В искусстве простые вещи бывают сложнее самых сложных. Чтобы решать простые задачи, нужен талант — и не от головы, а от сердца.
Чувственность и чувство, похоть и нежность бывают не только врагами, но и друзьями.
Есть люди, которые, не успев чем-то восхититься, уже испытывают ненависть к предмету своего восхищения…
Благородная Бедность выродилась из знатной дамы в нищенку, из аристократки в поденщицу в сальном фартуке, в дырявых резиновых сапогах. Чтобы боготворить столь отталкивающую Дульсинею, надо быть безумнее самого Дон Кихота…
Его (Рембо[23] — А.Л.) вера была столь сильна, что он готов был потерять жизнь в надежде обрести иную, лучшую.
Работа ничем, в сущности, не отличается от алкоголя и преследует ту же цель: отвлечься, забыться, а главное, спрятаться от самого себя.
При рождении каждый человек имеет право на счастье, но горе тому, кто этим правом воспользуется.
Плохую книгу написать так же трудно, как хорошую, — и даже труднее, ведь плохой писатель пишет «от души», «сердцем».
Несколько оправданий всегда звучат менее убедительно, чем одно.
Замены таланту нет. Целеустремленности и добродетели без таланта — грош цена.
Пародия и карикатура — самая целенаправленная критика.
Чем более изощрен порок в теории, тем более невыразителен и однообразен он на практике…

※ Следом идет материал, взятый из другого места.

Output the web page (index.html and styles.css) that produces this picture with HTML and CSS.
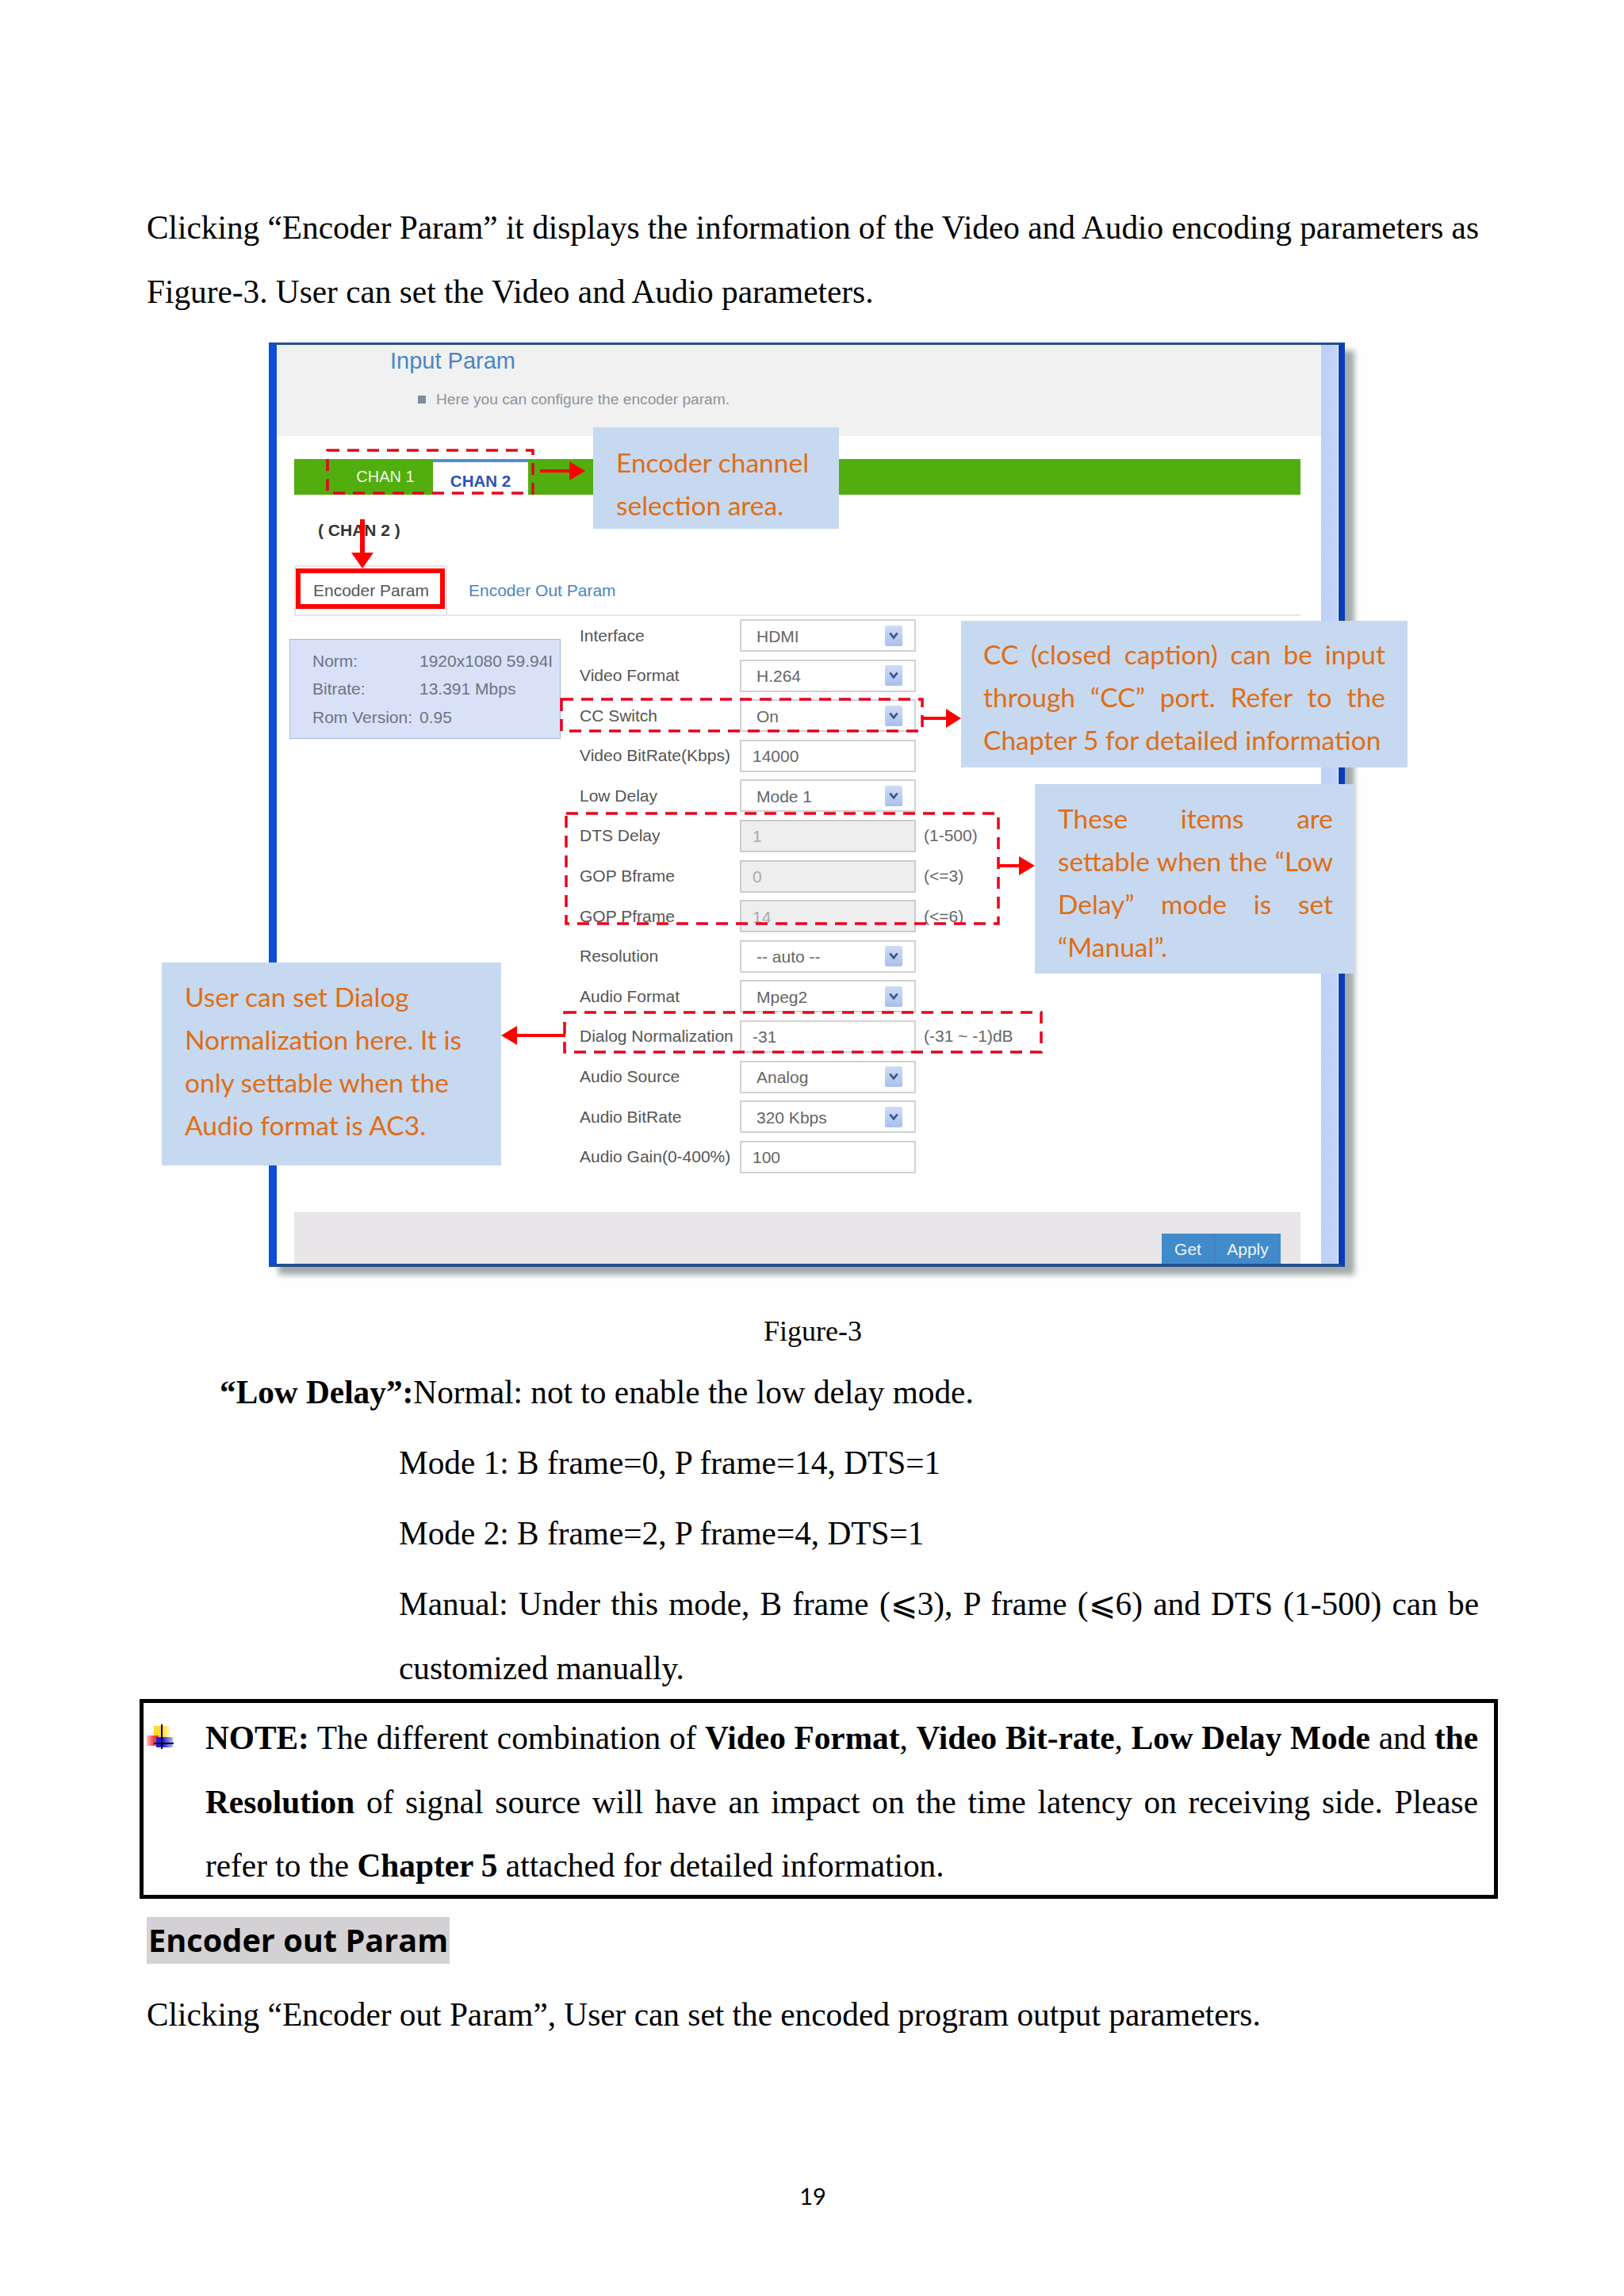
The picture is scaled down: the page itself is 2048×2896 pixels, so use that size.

Для всякого разумного человека страшен ад, как таковой, а не способ доставки туда.
Стараясь быть значительнее, мы что-то в себе убиваем и, в результате, становимся еще ничтожнее. В доброе старое время поэты сначала теряли невинность, а потом ее воспевали. У нас же все наоборот: мы начинаем с поэзии жизни, а кончаем прозой…
У реформаторов только и разговоров о размере, цвете и механизме двигателя прогресса. Неужели они не понимают, что тут важен не двигатель, а цель, направление?! Неужели они не понимают, что мы сбились с пути и должны возвращаться, причем лучше всего — пешком, а не на «колесах истории»?
Человек — это канатоходец, который идет по проволоке, на одном конце которой его ум, сознание и душа, а на другом — тело, инстинкт, все земное, подсознательное, таинственное.
Сказать людям, чтобы они подчинились Иисусу, значит требовать от них сверхчеловеческих усилий. А все сверхчеловеческое, как свидетельствует опыт, кончается недочеловеческим.